Back in the present on the school bus, the passengers eagerly wait by the windows to see if the lamp is lit. As the bus stops, Murali looks out to discover the pathway illuminated by multiple deepams lit by Tulasi, who has waited for his return. The two embrace and emotionally reunite.

== Production ==
Archana acted for most of the film without wearing a blouse. The film was also inspired by the human rights violations that occurred during the Emergency period (1975–77).

== Soundtrack ==
The music and background score was composed by Ilaiyaraaja.

In the original Telugu version, the lyrics were written by Aatreya. The Telugu soundtrack was published by Aditya Music and Mango Music. The Tamil dubbed version, titled Kanne Kalaimaane, featured adapted lyrics and was released by Kosmic Music.

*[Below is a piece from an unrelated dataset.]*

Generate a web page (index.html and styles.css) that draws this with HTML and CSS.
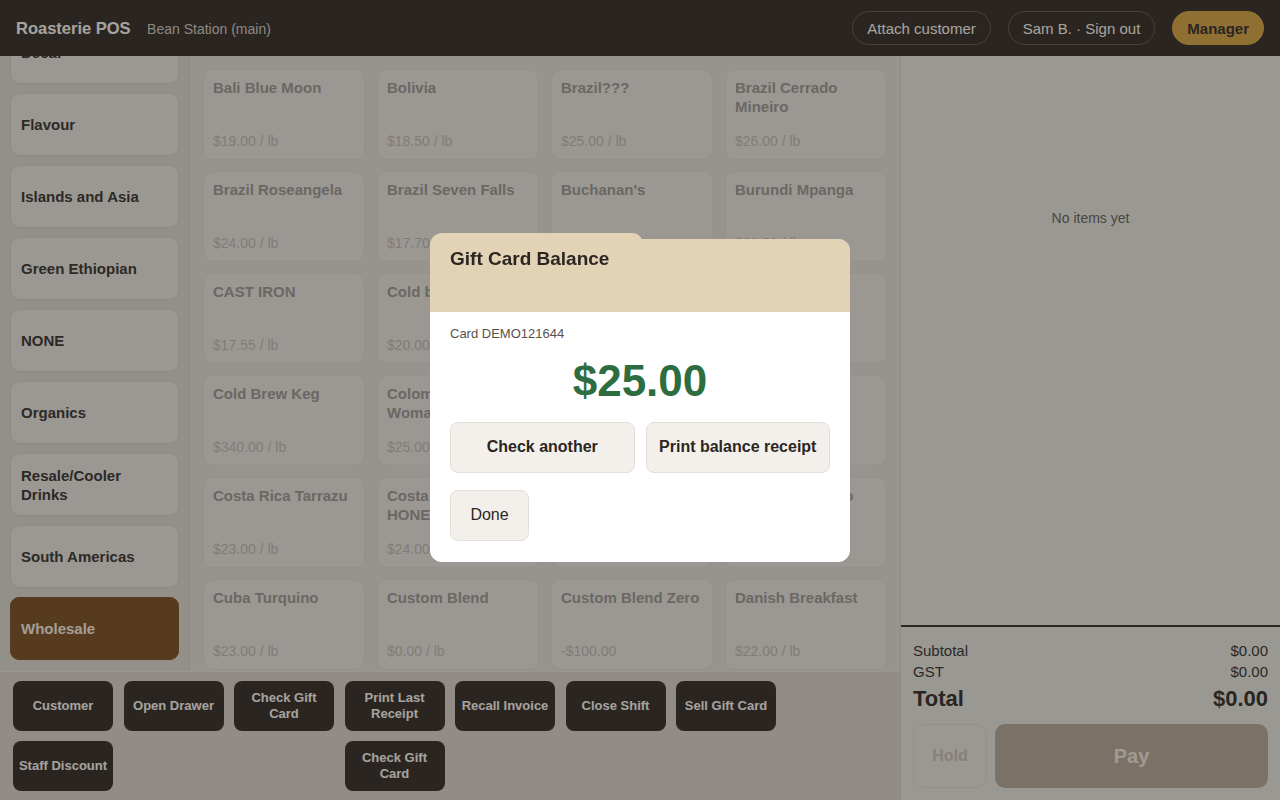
FILE: index.html
```html
<!DOCTYPE html>
<html lang="en">
<head>
  <meta charset="UTF-8">
  <title>Roasterie POS</title>
  <link rel="stylesheet" href="styles.css">
</head>
<body>

  <header class="topbar">
    <div class="brand">
      <span class="brand-name">Roasterie POS</span>
      <span class="brand-store">Bean Station (main)</span>
    </div>
    <div class="top-actions">
      <button class="pill">Attach customer</button>
      <button class="pill">Sam B. · Sign out</button>
      <button class="pill pill-gold">Manager</button>
    </div>
  </header>

  <div class="app">
    <div class="left">
      <div class="browse">
        <!-- Categories (scrolled) -->
        <nav class="sidebar">
          <div class="cat-list">
            <button class="cat">Decaf</button>
            <button class="cat">Flavour</button>
            <button class="cat">Islands and Asia</button>
            <button class="cat">Green Ethiopian</button>
            <button class="cat">NONE</button>
            <button class="cat">Organics</button>
            <button class="cat">Resale/Cooler Drinks</button>
            <button class="cat">South Americas</button>
            <button class="cat active">Wholesale</button>
          </div>
        </nav>

        <!-- Products -->
        <section class="products">
          <div class="card"><div class="card-name">Bali Blue Moon</div><div class="card-price">$19.00 / lb</div></div>
          <div class="card"><div class="card-name">Bolivia</div><div class="card-price">$18.50 / lb</div></div>
          <div class="card"><div class="card-name">Brazil???</div><div class="card-price">$25.00 / lb</div></div>
          <div class="card"><div class="card-name">Brazil Cerrado Mineiro</div><div class="card-price">$26.00 / lb</div></div>

          <div class="card"><div class="card-name">Brazil Roseangela</div><div class="card-price">$24.00 / lb</div></div>
          <div class="card"><div class="card-name">Brazil Seven Falls</div><div class="card-price">$17.70 / lb</div></div>
          <div class="card"><div class="card-name">Buchanan's</div><div class="card-price">$21.00 / lb</div></div>
          <div class="card"><div class="card-name">Burundi Mpanga</div><div class="card-price">$22.50 / lb</div></div>

          <div class="card"><div class="card-name">CAST IRON</div><div class="card-price">$17.55 / lb</div></div>
          <div class="card"><div class="card-name">Cold blend</div><div class="card-price">$20.00 / lb</div></div>
          <div class="card"><div class="card-name">Cold Brew Concentrate</div><div class="card-price">$18.00 / lb</div></div>
          <div class="card"><div class="card-name">Cold Brew Filter</div><div class="card-price">$19.50 / lb</div></div>

          <div class="card"><div class="card-name">Cold Brew Keg</div><div class="card-price">$340.00 / lb</div></div>
          <div class="card"><div class="card-name">Colombia Womankind</div><div class="card-price">$25.00 / lb</div></div>
          <div class="card"><div class="card-name">Colombia Supremo</div><div class="card-price">$22.00 / lb</div></div>
          <div class="card"><div class="card-name">Congo Kivu</div><div class="card-price">$24.50 / lb</div></div>

          <div class="card"><div class="card-name">Costa Rica Tarrazu</div><div class="card-price">$23.00 / lb</div></div>
          <div class="card"><div class="card-name">Costa Rica Tarrazu HONEY</div><div class="card-price">$24.00 / lb</div></div>
          <div class="card"><div class="card-name">Costa Rica Volcan</div><div class="card-price">$23.50 / lb</div></div>
          <div class="card"><div class="card-name">Crema Espresso</div><div class="card-price">$21.00 / lb</div></div>

          <div class="card"><div class="card-name">Cuba Turquino</div><div class="card-price">$23.00 / lb</div></div>
          <div class="card"><div class="card-name">Custom Blend</div><div class="card-price">$0.00 / lb</div></div>
          <div class="card"><div class="card-name">Custom Blend Zero</div><div class="card-price">-$100.00</div></div>
          <div class="card"><div class="card-name">Danish Breakfast</div><div class="card-price">$22.00 / lb</div></div>
        </section>
      </div>

      <!-- Quick actions -->
      <div class="quick">
        <button class="qbtn">Customer</button>
        <button class="qbtn">Open Drawer</button>
        <button class="qbtn">Check Gift Card</button>
        <button class="qbtn">Print Last Receipt</button>
        <button class="qbtn">Recall Invoice</button>
        <button class="qbtn">Close Shift</button>
        <button class="qbtn">Sell Gift Card</button>
        <button class="qbtn">Staff Discount</button>
        <button class="qbtn col-4">Check Gift Card</button>
      </div>
    </div>

    <!-- Cart -->
    <aside class="cart">
      <div class="cart-items">
        <div class="empty">No items yet</div>
      </div>
      <div class="totals">
        <div class="row"><span>Subtotal</span><span>$0.00</span></div>
        <div class="row"><span>GST</span><span>$0.00</span></div>
        <div class="row total"><span>Total</span><span>$0.00</span></div>
        <div class="pay-row">
          <button class="hold">Hold</button>
          <button class="pay">Pay</button>
        </div>
      </div>
    </aside>
  </div>

  <!-- Gift card modal -->
  <div class="overlay">
    <div class="modal">
      <div class="modal-head">
        <h2>Gift Card Balance</h2>
      </div>
      <div class="modal-body">
        <div class="card-no">Card DEMO121644</div>
        <div class="balance">$25.00</div>
        <div class="modal-actions">
          <button class="mbtn">Check another</button>
          <button class="mbtn">Print balance receipt</button>
        </div>
        <button class="mbtn done">Done</button>
      </div>
    </div>
  </div>

</body>
</html>
```

FILE: styles.css
```css
* { box-sizing: border-box; }

body {
  margin: 0;
  height: 100vh;
  overflow: hidden;
  background: #e8e2da;
  color: #453f39;
  font-family: "Liberation Sans", Arial, sans-serif;
  display: flex;
  flex-direction: column;
}

button {
  font-family: inherit;
  cursor: pointer;
}

/* Top bar */
.topbar {
  height: 56px;
  flex: none;
  background: #423a33;
  display: flex;
  align-items: center;
  justify-content: space-between;
  padding: 0 16px;
}

.brand-name {
  color: #fffaf2;
  font-size: 16.5px;
  font-weight: bold;
  margin-right: 12px;
}

.brand-store {
  color: #d8d0c6;
  font-size: 14px;
}

.top-actions {
  display: flex;
  gap: 17px;
}

.pill {
  height: 34px;
  padding: 0 14px;
  border-radius: 17px;
  border: 1px solid #6e655c;
  background: transparent;
  color: #fffaf2;
  font-size: 15px;
}

.pill-gold {
  background: #dcab4e;
  border-color: #dcab4e;
  color: #423a33;
  font-weight: bold;
}

/* Main */
.app {
  flex: 1;
  display: flex;
  min-height: 0;
}

.left {
  width: 900px;
  display: flex;
  flex-direction: column;
}

.browse {
  flex: 1;
  display: flex;
  min-height: 0;
}

.sidebar {
  width: 190px;
  background: #e2dcd3;
  border-right: 1px solid #ddd6cd;
  overflow: hidden;
}

.cat-list {
  display: flex;
  flex-direction: column;
  gap: 9px;
  padding: 10px;
  margin-top: -45px;
}

.cat {
  height: 63px;
  width: 169px;
  flex: none;
  text-align: left;
  padding: 0 10px;
  background: #eeeae4;
  border: 1px solid #dbd3c9;
  border-radius: 9px;
  color: #453f39;
  font-size: 15px;
  font-weight: bold;
  line-height: 19px;
}

.cat.active {
  background: #845b31;
  border-color: #845b31;
  color: #fdf0e2;
}

.products {
  flex: 1;
  overflow: hidden;
  padding: 13px;
  display: grid;
  grid-template-columns: repeat(4, 1fr);
  grid-auto-rows: 91px;
  column-gap: 12px;
  row-gap: 11px;
}

.card {
  background: #eeeae4;
  border: 1px solid #e3ddd5;
  border-radius: 10px;
  padding: 8px 9px 9px;
  display: flex;
  flex-direction: column;
  justify-content: space-between;
}

.card-name {
  color: #a59f97;
  font-size: 15px;
  font-weight: bold;
  line-height: 19px;
}

.card-price {
  color: #c6bfb6;
  font-size: 14px;
  line-height: 17px;
}

/* Quick actions */
.quick {
  height: 129px;
  flex: none;
  background: #dfd8ce;
  border-top: 1px solid #ebe6df;
  padding: 9px 13px;
  display: grid;
  grid-template-columns: repeat(7, 100px);
  grid-auto-rows: 50px;
  column-gap: 10.5px;
  row-gap: 10px;
}

.qbtn {
  background: #423a33;
  border: none;
  border-radius: 8px;
  color: #fffaf4;
  font-size: 13px;
  font-weight: bold;
  line-height: 16px;
  padding: 0 2px;
}

.col-4 { grid-column: 4; }

/* Cart */
.cart {
  flex: 1;
  background: #edeae2;
  border-left: 1px solid #dcd5cc;
  display: flex;
  flex-direction: column;
}

.cart-items {
  flex: 1;
}

.empty {
  padding-top: 153px;
  text-align: center;
  font-size: 14px;
  line-height: 18px;
  color: #726c64;
}

.totals {
  border-top: 2px solid #453d35;
  padding: 13px 12px 12px;
}

.row {
  display: flex;
  justify-content: space-between;
  font-size: 15px;
  line-height: 21px;
  color: #453f39;
}

.row.total {
  font-size: 22px;
  font-weight: bold;
  line-height: 28px;
  margin-top: 3px;
  color: #423a33;
}

.pay-row {
  display: flex;
  gap: 8px;
  margin-top: 11px;
}

.hold {
  width: 74px;
  height: 64px;
  background: #edeae2;
  border: 1px solid #e2ddd6;
  border-radius: 10px;
  color: #ccc5bc;
  font-size: 16px;
  font-weight: bold;
}

.pay {
  flex: 1;
  height: 64px;
  background: #bcae9e;
  border: none;
  border-radius: 10px;
  color: #f6ede1;
  font-size: 20px;
  font-weight: bold;
}

/* Modal */
.overlay {
  position: fixed;
  inset: 0;
  background: rgba(0, 0, 0, 0.35);
  display: flex;
  align-items: center;
  justify-content: center;
}

.modal {
  position: relative;
  width: 420px;
  height: 323px;
  background: #fff;
  border-radius: 12px;
}

.modal-head {
  position: relative;
  height: 73px;
  background: #e2d2b6;
  border-radius: 12px 12px 0 0;
  padding: 8px 20px 0;
}

.modal-head::before {
  content: "";
  position: absolute;
  top: -6px;
  left: 0;
  width: 213px;
  height: 20px;
  background: #e2d2b6;
  border-radius: 12px 11px 0 0;
}

.modal-head h2 {
  position: relative;
  margin: 0;
  font-size: 19px;
  line-height: 23px;
  color: #2b2621;
}

.modal-body {
  padding: 14px 20px 20px;
}

.card-no {
  font-size: 13px;
  line-height: 16px;
  color: #57524c;
}

.balance {
  margin: 14px 0 16px;
  text-align: center;
  font-size: 44px;
  line-height: 50px;
  font-weight: bold;
  color: #2e6d3f;
}

.modal-actions {
  display: grid;
  grid-template-columns: 1fr 1fr;
  gap: 11px;
  margin-bottom: 17px;
}

.mbtn {
  height: 51px;
  background: #f3f0eb;
  border: 1px solid #e3ded6;
  border-radius: 8px;
  color: #2b2621;
  font-size: 16px;
  font-weight: bold;
}

.mbtn.done {
  width: 79px;
  font-weight: normal;
}
```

The song "Aakasam Eenatidho" is adapted from the Tamil song "Sangathil Paadatha", originally composed by Ilaiyaraaja for the film Auto Raaja (1982).

=== Telugu version ===

Telugu Track listing
| No. | Title | Singer(s) | Length |
|---|---|---|---|
| 1. | "Thiyyani Danimma" | S. P. Balasubrahmanyam, S. P. Sailaja | 4:23 |
| 2. | "Yamuna Theere" | S. Janaki | 4:17 |
| 3. | "Chukkalle Thochave" | K. J. Yesudas | 4:22 |
| 4. | "Aakasam Eenatidho" | S. Janaki | 3:55 |
| Total length: |  |  | 16:17 |

=== Tamil version (Kanne Kalaimaane) ===

Tamil Track listing
| No. | Title | Singer(s) | Length |
|---|---|---|---|
| 1. | "Yamuna Nadhikku Vandhu" | Ilaiyaraaja, S. Janaki | 4:37 |
| 2. | "Neerveezhchi Thee Muttuthey" | Ilaiyaraaja, S. Janaki | 4:17 |
| 3. | "Singara Thazhambo Pookindra" | Ilaiyaraaja, S. P. Sailaja, S. P. Balasubrahmanyam | 4:37 |
| 4. | "Un Kannil Neeranen" | Ilaiyaraaja, P. Jayachandran | 4:47 |
| Total length: |  |  | 18:18 |

== Reception ==
Reviewing the Tamil-dubbed version Kanne Kalaimaane, Jayamanmadhan of Kalki appreciated Balu Mahendra's cinematography, said Archana had incredible eyes, and Bhanu Chander was "o.k".

== Accolades ==
Balu Mahendra won the Best Cinematographer, and Archana won the Special Jury Award.